Les matières relevant de l’énergie et de l’intelligence artificielle ont été présentes depuis le début de votre parcours d’ingénieur avec un travail de fin d’études, en 1998, sur les réseaux électriques, et particulièrement sur le phénomène de perte de synchronisme qui peut conduire à des blackouts en quelques secondes ? Comment en êtes-vous arrivé à vous pencher sur ces questions d’intelligence artificielle ?Il y a eu une grosse hésitation entre le cursus d’ingénieur électromécanicien et celui en physique. Je voulais faire les deux en même temps. J’avais ainsi demandé de reporter ma cote pour mon année en physique lors d’un cours sur la théorie des circuits avec Mania Pavella. Pourquoi voulez-vous faire de la physique m’a-t-elle demandé ? J’ai répondu que faire de la recherche était mon souhait. Si vous voulez faire de la recherche, vous devez venir travailler avec moi m’a-t-elle rétorqué ! Elle m’a ainsi offert une position d’étudiant-chercheur. En définitive, elle avait tous les ‘trucs’ pour attirer les bons éléments. J’ai commencé par deux années de recherche en stabilité transitoire. Par ailleurs, j’avais un ami qui avait un sujet fort intéressant : l’apprentissage par renforcement qui vise à construire des programmes informatiques intelligents. Ces derniers observent à chaque instant l’environnement qu’ils doivent contrôler, prennent des actions et reçoivent un signal numérique de récompense (le renforcement) en retour. L’objectif étant de maximiser la somme des récompenses. C’est le paradigme le plus puissant en intelligence artificielle. Si vous regardez les programmes qui existent pour battre les joueurs au go, ils sont tous basés sur ce paradigme. Le placement des publicités par Google également. Ce sont les mêmes algorithmes en robotique, en finance, en médecine ou encore dans les jeux vidéo. En définitive, c’est une monétisation de l’intelligence artificielle en associant directement à un comportement un signal numérique que l’on peut maximiser. J’ai donc naturellement appliqué ces techniques aux problèmes auxquels j’étais confronté. Ainsi, ma thèse a porté sur l’apprentissage par renforcement appliqué aux réseaux électriques et c’est là que s’est donc passé le
switch vers l’intelligence artificielle. Cela a été déterminant pour ma carrière d’autant plus que je n’ai pas voulu me contenter d’être uniquement un utilisateur de techniques d’intelligence artificielle. Je voulais en développer de nouvelles aussi, sans doute parce que le domaine me passionnait, sans doute aussi parce que j’étais souvent très déçu des performances des techniques existantes sur les problèmes que je traitais dans le domaine de l’énergie.

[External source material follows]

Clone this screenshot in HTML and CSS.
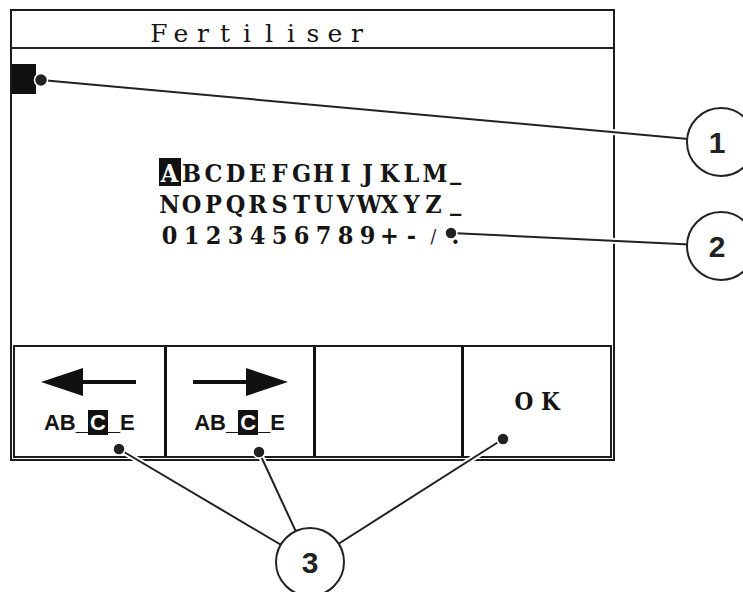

Y a-t-il des applications avec le fameux blackout dont on nous dit tant de choses ?Ce n’est pas utilisé à cet égard mais davantage sur les réseaux électriques afin de faire de la planification, ou pour jouer avec les marchés d’électricité où vous avez directement le signal numérique de récompense c’est-à-dire l’argent que vous faites en interagissant avec les marchés. C’est également présent dans l’intégration des énergies renouvelables et du stockage. Prenons l’exemple d’un réseau électrique avec de l’éolien et du photovoltaïque qui peut provoquer des surtensions ou des congestions. La solution est de stocker l’électricité dans des batteries lorsqu’il y en a trop. Les décisions prises vont influencer les décisions que vous pourrez prendre par la suite, c’est un couplage dans les décisions temporelles. Comme lors d’une partie d’échecs, en avançant une pièce, cela va influencer sur les coups que vous pouvez faire par la suite. Et donc pour revenir à l’électricité, les couplages créent une dynamique dans le système qui fait en sorte que les problèmes peuvent être très bien traités par l’apprentissage par renforcement. J’ai donc été béni des dieux dans ce qui s’est passé dans les réseaux électriques en contrôlant ceux de la distribution.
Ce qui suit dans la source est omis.